It also has taken on increased obligations in terms of River Basin Management (RBM). The main aim of the developed water legislation is to allow a coherent and harmonious implementation of this Directive. The focus of this article is on methodological questions related to a common understanding of the technical and scientific implications of the Water Framework Directive. These are reflected in the draft Water Law, which is currently being processed in the Moldovan Parliament. The current Water Code does not provide for RBM, while the draft Water law, once adopted, will create the legal framework for RBM implementation. Negotiations are ongoing between Moldova and the EU regarding an association agreement.

The quality and quantity of natural water resources is sufficient in the general for the sustainable development of Moldova. There are transboundary rivers Prut and Nistru, small rivers and lakes, shallow and deep groundwaters. However it is distributed irregular by country. South part of country is in semiarid zone with the deficiency of good water for different purposes: drinking, irrigation, industrial, etc. It should be noted that more than 30 % of groundwater sources, providing the city with drinking water, do not meet the quality requirements for chemical indicators that more than 70–80 % of wells, are not suitable, and often dangerous to use for drinking purposes. The shallow ground waters on a greater part of territory of the country are polluted by anthropogenous sources, in particular nitrates.

The Global Water Partnership defines Integrated River Basin Management (IRBM) as a “process of coordinating conservation, management and development of water, land and related resources across sectors within a given river basin, in order to maximize the economic and social benefits derived from water resources in an equitable manner while preserving and, where necessary, restoring freshwater ecosystems”. The main objective of IRBM is to establish a balance between the existing natural functions of the river system and the developed aspects of the system. The management actions should fulfill the expectations of the society for industrial use, recreation, nature management, and agricultural purposes.

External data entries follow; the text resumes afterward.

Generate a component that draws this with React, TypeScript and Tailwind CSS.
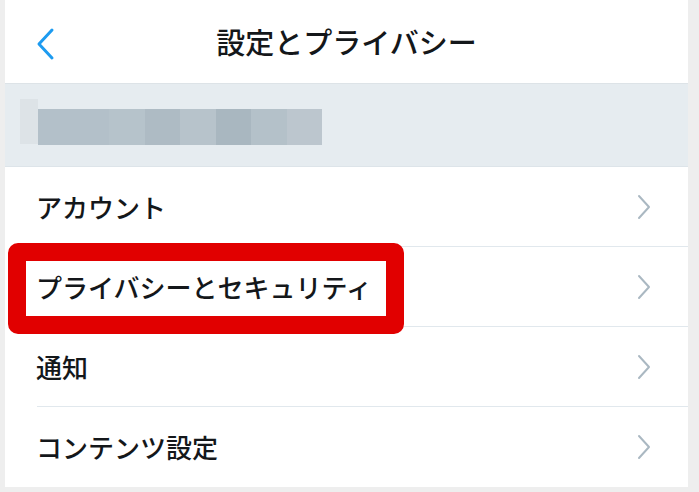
import React from "react";

const font = { fontFamily: '"Noto Sans CJK JP", "Noto Sans", sans-serif' };

function ChevronRight() {
  return (
    <svg width="16" height="26" viewBox="0 0 16 26" fill="none">
      <path d="M3 2 L13 13 L3 24" stroke="#aab8c2" strokeWidth="2" strokeLinecap="round" strokeLinejoin="round" />
    </svg>
  );
}

function Row({ label, last }: { label: string; last?: boolean }) {
  return (
    <div className="relative h-[80px] flex items-center pl-[31px] pr-[36px]">
      <span className="text-[26px] font-medium text-[#14171a] flex-1 leading-none">{label}</span>
      <ChevronRight />
      {!last && <div className="absolute left-[32px] right-0 bottom-0 h-px bg-[#e1e8ed]" />}
    </div>
  );
}

export default function App() {
  const blocks = ["#b3c0c9", "#b3c0c9", "#b6c3cb", "#aebbc4", "#b7c3cb", "#a9b7c0", "#b4c1c9", "#bcc6ce"];
  return (
    <div className="relative w-[699px] h-[492px] overflow-hidden bg-[#eeeeee] pl-[5px] pr-[11px]" style={font}>
      <div className="bg-white">
        <div className="relative h-[84px] flex items-center justify-center border-b border-[#dde3e7]">
          <svg className="absolute left-[28px] top-[27px]" width="26" height="34" viewBox="0 0 26 34" fill="none">
            <path d="M19 3 L6 17 L19 31" stroke="#1d9bf0" strokeWidth="3" strokeLinecap="round" strokeLinejoin="round" />
          </svg>
          <span className="text-[29px] font-medium text-[#14171a] leading-none">設定とプライバシー</span>
        </div>
        <div className="h-[83px] bg-[#e6ecf0] border-b border-[#dde4e9] flex items-start pt-[15px] pl-[15px]">
          <div className="w-[18px] h-[45px] bg-[#dde3e7]" />
          <div className="flex mt-[10px] h-[36px]">
            {blocks.map((c, i) => (
              <div key={i} className="w-[35.5px] h-full" style={{ backgroundColor: c }} />
            ))}
          </div>
        </div>
        <Row label="アカウント" />
        <Row label="プライバシーとセキュリティ" />
        <Row label="通知" />
        <Row label="コンテンツ設定" last />
      </div>
      <div className="absolute left-[8px] top-[243px] w-[396px] h-[91px] rounded-[10px] border-[18px] border-[#e10000]" />
    </div>
  );
}
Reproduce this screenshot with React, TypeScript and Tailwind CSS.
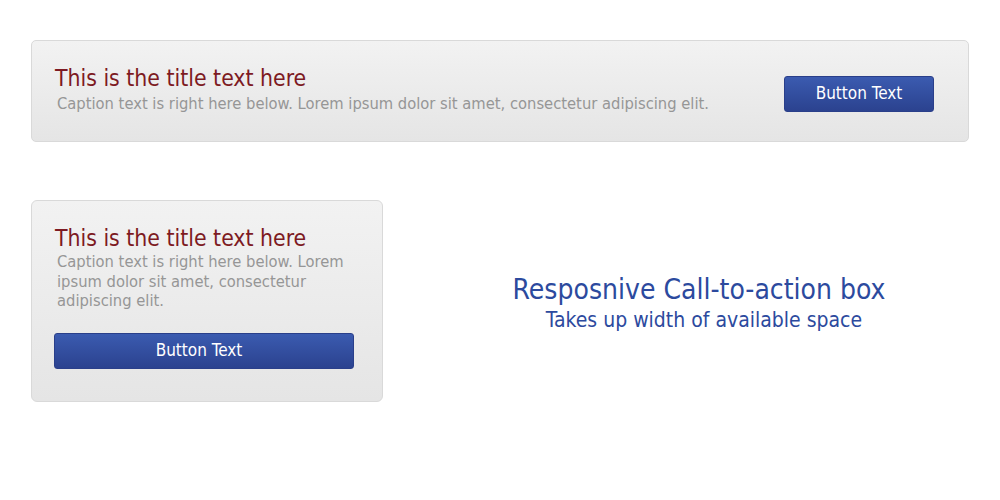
const font = { fontFamily: '"DejaVu Sans Condensed", "DejaVu Sans", sans-serif' };

function CtaButton({ className }: { className: string }) {
  return (
    <button
      className={`h-[36px] rounded-[3px] border border-[#2a3f8a] bg-gradient-to-b from-[#3b5bb0] to-[#2b428f] text-[17px] text-white ${className}`}
    >
      Button Text
    </button>
  );
}

export default function App() {
  return (
    <div className="w-[1000px] h-[500px] bg-white" style={font}>
      <div className="pt-[40px] px-[31px]">
        <div className="flex items-center justify-between h-[102px] pl-[23px] pr-[34px] rounded-[5px] border border-[#d9d9d9] bg-gradient-to-b from-[#f2f2f2] to-[#e5e5e5]">
          <div className="-mt-[3px]">
            <div className="text-[22.8px] leading-[25px] text-[#7d1a22]">This is the title text here</div>
            <div className="mt-[3px] pl-[2px] text-[16.4px] leading-[20px] text-[#969696]">
              Caption text is right here below. Lorem ipsum dolor sit amet, consectetur adipiscing elit.
            </div>
          </div>
          <CtaButton className="w-[150px] mt-[5px]" />
        </div>
      </div>

      <div className="flex items-center mt-[58px] px-[31px]">
        <div className="w-[352px] h-[202px] pt-[24px] pl-[23px] pr-[22px] rounded-[6px] border border-[#d9d9d9] bg-gradient-to-b from-[#f2f2f2] to-[#e5e5e5]">
          <div className="text-[22.8px] leading-[26px] text-[#7d1a22]">This is the title text here</div>
          <div className="mt-[1px] pl-[2px] text-[16.4px] leading-[19.5px] text-[#969696]">
            Caption text is right here below. Lorem ipsum dolor sit amet, consectetur adipiscing elit.
          </div>
          <CtaButton className="w-[300px] mt-[22px] -ml-[1px] pr-[10px]" />
        </div>
        <div className="flex-1 pt-[5px] text-center text-[#2c4a9e]">
          <div className="text-[28px] leading-[32px] pl-[46px]">Resposnive Call-to-action box</div>
          <div className="text-[21px] leading-[28px] pl-[56px]">Takes up width of available space</div>
        </div>
      </div>
    </div>
  );
}
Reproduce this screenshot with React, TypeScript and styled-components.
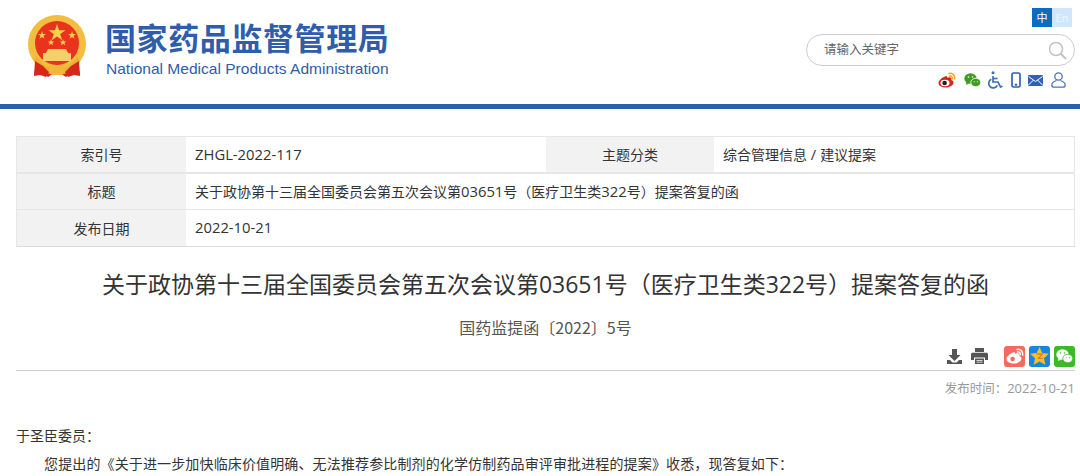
import React from "react";
import styled, { createGlobalStyle } from "styled-components";

const GlobalStyle = createGlobalStyle`
  html, body {
    margin: 0;
    padding: 0;
    background: #fff;
    overflow: hidden;
  }
  body {
    font-family: "Liberation Sans", "Noto Sans CJK SC", sans-serif;
    color: #333;
    text-spacing-trim: space-all;
  }
`;

const cjk = `"Noto Sans CJK SC", sans-serif`;

const Page = styled.div`
  width: 1080px;
  height: 476px;
  overflow: hidden;
`;

const Header = styled.header`
  height: 104px;
  border-bottom: 5px solid #2f5cab;
  display: flex;
  justify-content: space-between;
`;

const Brand = styled.div`
  display: flex;
  align-items: flex-start;
  padding: 15px 0 0 27px;
  gap: 19px;
`;

const BrandText = styled.div`
  display: flex;
  flex-direction: column;
  padding-top: 4px;
`;

const BrandCn = styled.div`
  font-family: ${cjk};
  font-size: 31px;
  font-weight: 700;
  line-height: 36px;
  letter-spacing: 0.6px;
  margin-left: -1px;
  color: #2f5cab;
  white-space: nowrap;
`;

const BrandEn = styled.div`
  font-family: "Liberation Sans", sans-serif;
  font-size: 15.55px;
  line-height: 18px;
  margin-top: 5px;
  color: #2f5cab;
  white-space: nowrap;
`;

const Tools = styled.div`
  width: 274px;
  display: flex;
  flex-direction: column;
  align-items: flex-end;
  padding: 8px 0 0;
`;

const LangSwitch = styled.div`
  display: flex;
  margin-right: 8px;
`;

const LangItem = styled.span<{ $active?: boolean }>`
  width: 20px;
  height: 19px;
  font-family: ${cjk};
  font-size: 11px;
  line-height: 19px;
  text-align: center;
  background: ${(p) => (p.$active ? "#0b6cc0" : "#cfe6fb")};
  color: ${(p) => (p.$active ? "#fff" : "#eef6fd")};
`;

const SearchBox = styled.div`
  width: 269px;
  height: 32px;
  margin: 7px 5px 0 0;
  box-sizing: border-box;
  border: 1px solid #ccc;
  border-radius: 16px;
  display: flex;
  align-items: center;
  justify-content: space-between;
  padding: 0 7px 0 17px;
`;

const SearchHint = styled.span`
  margin-top: -3px;
  font-family: ${cjk};
  font-size: 12.5px;
  color: #666;
`;

const IconRow = styled.div`
  display: flex;
  align-items: center;
  margin: 5px 14px 0 0;
  gap: 7.6px;
`;

const Content = styled.main`
  padding: 27px 5px 0 16px;
`;

const InfoTable = styled.div`
  border: 1px solid #e6e6e6;
  border-bottom-color: #dcdcdc;
  display: grid;
  grid-template-columns: 169px 360px 168px 1fr;
  grid-template-rows: 35px 2px 35px 1px 36px;
  font-family: ${cjk};
  font-size: 14px;
  color: #333;
`;

const Label = styled.div`
  display: flex;
  align-items: center;
  justify-content: center;
  padding-bottom: 1px;
  background: #f2f2f2;
`;

const Value = styled.div<{ $wide?: boolean }>`
  display: block;
  line-height: 35px;
  padding-left: 9px;
  grid-column: ${(p) => (p.$wide ? "span 3" : "auto")};
  white-space: pre;
`;

const Divider = styled.div`
  grid-column: 1 / -1;
  background: #e6e6e6;
`;

const Latin = styled.span`
  font-family: "Open Sans", "Noto Sans", sans-serif;
`;

const CellLatin = styled(Latin)`
  font-size: 14.8px;
`;

const TimeLatin = styled(Latin)`
  font-size: 13px;
`;

const ArticleTitle = styled.h1`
  margin: 20px 0 0;
  font-family: ${cjk};
  font-size: 23px;
  font-weight: 400;
  line-height: 33px;
  text-align: center;
  color: #333;
  white-space: nowrap;
`;

const DocNumber = styled.div`
  margin-top: 15px;
  font-family: ${cjk};
  font-size: 16px;
  line-height: 22px;
  text-align: center;
  color: #555;
`;

const ShareBar = styled.div`
  display: flex;
  justify-content: flex-end;
  align-items: center;
  height: 24px;
  margin-top: 6px;
  padding-bottom: 2px;
  border-bottom: 1px solid #ccc;
`;

const ShareGap = styled.span<{ $width: number }>`
  width: ${(p) => p.$width}px;
`;

const ShareButton = styled.span<{ $bg: string }>`
  width: 21px;
  height: 21px;
  margin-left: 4px;
  border-radius: 3px;
  background: ${(p) => p.$bg};
  display: flex;
  align-items: center;
  justify-content: center;
`;

const PublishTime = styled.div`
  margin-top: 7px;
  text-align: right;
  font-family: ${cjk};
  font-size: 12.5px;
  line-height: 20px;
  color: #999;
`;

const Salutation = styled.p`
  margin: 27px 0 0;
  font-family: ${cjk};
  font-size: 14px;
  line-height: 20px;
  color: #333;
`;

const Paragraph = styled.p`
  margin: 8px 0 0;
  text-indent: 28px;
  font-family: ${cjk};
  font-size: 14px;
  letter-spacing: 0.137px;
  line-height: 20px;
  color: #333;
  white-space: nowrap;
`;

const Emblem = () => (
  <svg width="60" height="64" viewBox="0 0 60 64">
    <path d="M10 44 L7 60 L16 58 L21 62 L30 56 L39 62 L44 58 L53 60 L50 44 Z" fill="#d5281b" />
    <circle cx="30" cy="29" r="29" fill="#f3bd3f" />
    <circle cx="30" cy="28" r="22" fill="#e8331f" />
    <path d="M30 9l2 6.2h6.500l-5.300 3.800 2 6.200-5.200-3.800-5.200 3.800 2-6.200-5.300-3.800h6.500z" fill="#f8d24f" />
    <path d="M15 16l1 3h3l-2.500 1.800 1 3-2.500-1.800-2.500 1.800 1-3L11 19h3zM45 16l1 3h3l-2.500 1.800 1 3-2.500-1.800-2.500 1.800 1-3L41 19h3zM24 24l.8 2.400h2.600l-2 1.500.8 2.400-2.200-1.500-2.200 1.500.8-2.400-2-1.500h2.600zM36 24l.8 2.400h2.600l-2 1.500.8 2.400-2.200-1.500-2.200 1.500.8-2.400-2-1.500h2.600z" fill="#f6cb4a" />
    <path d="M21 34h18l2 4h3v8H16v-8h3z" fill="#f6cf6a" />
    <path d="M10 41c4 9 12 13 20 13s16-4 20-13l3 5c-4 8-13 14-23 14S11 54 7 46z" fill="#eeb02f" />
    <path d="M22 50h16v6l-4 4h-8l-4-4z" fill="#f0b838" />
    <path d="M8 46l8 5 6 6-3 5-6-2-6 1zM52 46l-8 5-6 6 3 5 6-2 6 1z" fill="#d5281b" />
  </svg>
);

const SearchIcon = () => (
  <svg width="19" height="19" viewBox="0 0 19 19" fill="none" stroke="#c4c4c4" strokeWidth="1.500">
    <circle cx="8" cy="8" r="6.500" />
    <path d="M12.800 12.800L18 18" strokeWidth="2" />
  </svg>
);

const Weibo = ({ body = "#d9261c", eye = "#222", wave = "#f0a020" }) => (
  <svg width="18" height="16" viewBox="0 0 18 16">
    <path d="M7 4.500C3.500 6 .5 8.500.5 11c0 2.800 3.500 4.500 7.300 4.500 4.300 0 7.700-2.500 7.700-5 0-1.500-1.400-2.100-2.200-2.400.6-1.500.1-2.500-1.100-2.700-1.100-.2-3 .5-3 .5s.3-1.200-.3-1.600C8.300 4 7.700 4.200 7 4.500z" fill={body} />
    <ellipse cx="7" cy="11" rx="4.500" ry="3.300" fill="#fff" />
    <circle cx="6.600" cy="11" r="2.300" fill={eye} />
    <path d="M11 1.500c3.500-.8 6.300 2 5.700 5.500M11.500 4c1.800-.4 3.100 1 2.800 2.700" fill="none" stroke={wave} strokeWidth="1.500" strokeLinecap="round" />
  </svg>
);

const Wechat = ({ back = "#3f9e1f", front = "#3f9e1f", gap = "#fff", size = 17 }) => (
  <svg width={size} height={size * 0.88} viewBox="0 0 17 15">
    <ellipse cx="6.500" cy="5.500" rx="6.200" ry="5.200" fill={back} />
    <path d="M2.500 9l-.5 3 3-1.500z" fill={back} />
    <ellipse cx="11.800" cy="9.500" rx="5" ry="4.200" fill={front} stroke={gap} strokeWidth="0.800" />
    <circle cx="4.500" cy="4" r=".8" fill={gap} />
    <circle cx="8.500" cy="4" r=".8" fill={gap} />
    <circle cx="10.200" cy="8.800" r=".6" fill={gap} />
    <circle cx="13.400" cy="8.800" r=".6" fill={gap} />
  </svg>
);

const Accessible = () => (
  <svg width="15" height="18" viewBox="0 0 15 18" fill="none" stroke="#3f6fb5" strokeWidth="1.700">
    <circle cx="5" cy="1.800" r="1.500" fill="#3f6fb5" stroke="none" />
    <path d="M5 5v6h5l2.500 5 2-.8" />
    <path d="M5 7.500h4.500" />
    <path d="M3.300 8.300a4.500 4.500 0 1 0 6 6" />
  </svg>
);

const Phone = () => (
  <svg width="10" height="16" viewBox="0 0 10 16">
    <rect x="1" y="1" width="8" height="14" rx="1.500" fill="none" stroke="#2f62b5" strokeWidth="1.700" />
    <rect x="3.700" y="11.800" width="2.600" height="2" rx=".8" fill="#2f62b5" />
  </svg>
);

const Mail = () => (
  <svg width="15" height="11" viewBox="0 0 15 11">
    <rect width="15" height="11" rx="1.200" fill="#2f62b5" />
    <path d="M.5 1.500l7 5 7-5M.5 10l5-5M14.500 10l-5-5" fill="none" stroke="#fff" strokeWidth="1" />
  </svg>
);

const User = () => (
  <svg width="15" height="16" viewBox="0 0 15 16" fill="none" stroke="#4a74bd" strokeWidth="1.300">
    <circle cx="7.500" cy="4.500" r="3.700" />
    <path d="M5.500 8.500C2.500 9.500.8 11 .8 13c0 1.500 1 2.200 2.200 2.200h9c1.200 0 2.200-.7 2.200-2.200 0-2-1.700-3.500-4.700-4.500" />
  </svg>
);

const DownloadIcon = () => (
  <svg width="17" height="17" viewBox="0 0 17 17" fill="#555">
    <path d="M6 1h5v6h3.500l-6 6-6-6H6z" />
    <path d="M1 12h3l2.500 2.500h4L13 12h3v4H1z" />
  </svg>
);

const PrintIcon = () => (
  <svg width="17" height="16" viewBox="0 0 17 16" fill="#555">
    <path d="M4 0h9v4H4z" />
    <path d="M1.500 4.800h14c.8 0 1.500.7 1.500 1.500V12h-3V9.500H3V12H0V6.300c0-.8.700-1.500 1.500-1.500z" />
    <path d="M4 10.500h9V16H4z" />
    <path d="M5.500 12h6v.8h-6zM5.500 13.700h6v.8h-6z" fill="#fff" />
  </svg>
);

const QzoneStar = () => (
  <svg width="19" height="18" viewBox="0 0 19 18">
    <path d="M9.500 0l2.800 6 6.500.8-4.800 4.400 1.300 6.500-5.800-3.300-5.800 3.300 1.300-6.500L.2 6.800 6.700 6z" fill="#f8c21c" />
    <path d="M6.500 7h6l-4 4.300h4.500" fill="none" stroke="#d9822b" strokeWidth="1.300" />
  </svg>
);

export default function App() {
  return (
    <Page>
      <GlobalStyle />
      <Header>
        <Brand>
          <Emblem />
          <BrandText>
            <BrandCn>国家药品监督管理局</BrandCn>
            <BrandEn>National Medical Products Administration</BrandEn>
          </BrandText>
        </Brand>
        <Tools>
          <LangSwitch>
            <LangItem $active>中</LangItem>
            <LangItem>En</LangItem>
          </LangSwitch>
          <SearchBox>
            <SearchHint>请输入关键字</SearchHint>
            <SearchIcon />
          </SearchBox>
          <IconRow>
            <Weibo />
            <Wechat />
            <Accessible />
            <Phone />
            <Mail />
            <User />
          </IconRow>
        </Tools>
      </Header>
      <Content>
        <InfoTable>
          <Label>索引号</Label>
          <Value><CellLatin>ZHGL-2022-117</CellLatin></Value>
          <Label>主题分类</Label>
          <Value>综合管理信息<CellLatin> / </CellLatin>建议提案</Value>
          <Divider />
          <Label>标题</Label>
          <Value $wide>关于政协第十三届全国委员会第五次会议第<CellLatin>03651</CellLatin>号（医疗卫生类<CellLatin>322</CellLatin>号）提案答复的函</Value>
          <Divider />
          <Label>发布日期</Label>
          <Value $wide><CellLatin>2022-10-21</CellLatin></Value>
        </InfoTable>
        <ArticleTitle>关于政协第十三届全国委员会第五次会议第<Latin>03651</Latin>号（医疗卫生类<Latin>322</Latin>号）提案答复的函</ArticleTitle>
        <DocNumber>国药监提函〔2022〕5号</DocNumber>
        <ShareBar>
          <DownloadIcon />
          <ShareGap $width={8} />
          <PrintIcon />
          <ShareGap $width={12} />
          <ShareButton $bg="#f5695f"><Weibo body="#fff" eye="#f5695f" wave="#fff" /></ShareButton>
          <ShareButton $bg="#1b84dc"><QzoneStar /></ShareButton>
          <ShareButton $bg="#3fb72d"><Wechat back="#fff" front="#fff" gap="#3fb72d" /></ShareButton>
        </ShareBar>
        <PublishTime>发布时间：<TimeLatin>2022-10-21</TimeLatin></PublishTime>
        <Salutation>于圣臣委员：</Salutation>
        <Paragraph>您提出的《关于进一步加快临床价值明确、无法推荐参比制剂的化学仿制药品审评审批进程的提案》收悉，现答复如下：</Paragraph>
      </Content>
    </Page>
  );
}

Integrated Water Resources Management (IWRM) is conceptually similar to, but not completely synonymous with IRBM. In the case of River Basin Management, the focus is on the hydrological basin: in the case of Water Resources Management the focus is on the water resources. However, since IWRM recognizes the importance of management at the level of river basins, the outcomes would be the same. The aim of the proposed article is an analysis of the state with IWRM in Republic of Moldova and proposal development for the scientific support of legislative and technical improvement of water management issues.

2 Institutional Analysis

The different key water management institutions in Moldova include a range of public authorities such as: Ministry of Environment and its subordinated institutions (i.e. Apele Moldovei Agency, Agency for Geology and Mineral Resources, State Ecological Inspectorate, State Hydrometeorological Service, Fishery Service, Hydrogeological Expedition “EHGeoM”, Institute of Ecology and Geography), Ministry of Health and Agency of Land Relations and Cadastre. Other public institutions with water-related functions include the Ministry of Agriculture and Food Industry, the Ministry of Regional Development and Constructions, and the Ministry of Internal Affairs, among others. And, the local public administration is vested with several water resources management-related responsibilities such as: management of surface water and water supply and sanitation at local level. The new Water Law (adopted in 2011) will create the legal framework for the river basin management implementation in Moldova harmonized with EU water Acts. It will have a series of implications on the future institutional framework and on water resources management practices.

The cooperation between Moldavian institutions is weak and there are no formal agreements for water-related data exchange. Three institutions are jointly responsible for elaboration and editing of the State Water Cadastre on an annual basis: Apele Moldovei Agency (Water Basin Management Department); State Hydrometeorological Service; and State Agency for Geology and Mineral Resources.

New divisions have been set up within the Ministry of Environment (ME) and Apele Moldovei Agency with the specific aim of enhancing the country’s management of river basins. However, these new divisions, as they are presently constituted, are not likely to be able to fulfill all the tasks required in the development of a comprehensive river basin management plan. It is likely that additional specialists will need to be recruited with qualifications in specific disciplines: IT and database specialist, GIS specialist, hydrology and hydrogeology modeler, risk assessors, etc.

The aspect of water management was presented in different technical reports and publications by international projects in Moldova [211]. The technical and financial support to State Hydrometeorological Service was made for the installation of some hydrometric stations with remote data transmission on the Prut, Nistru and Raut rivers for the monitoring of surface water and protection against flood. But actually the remote data transfer is not working by technical problems.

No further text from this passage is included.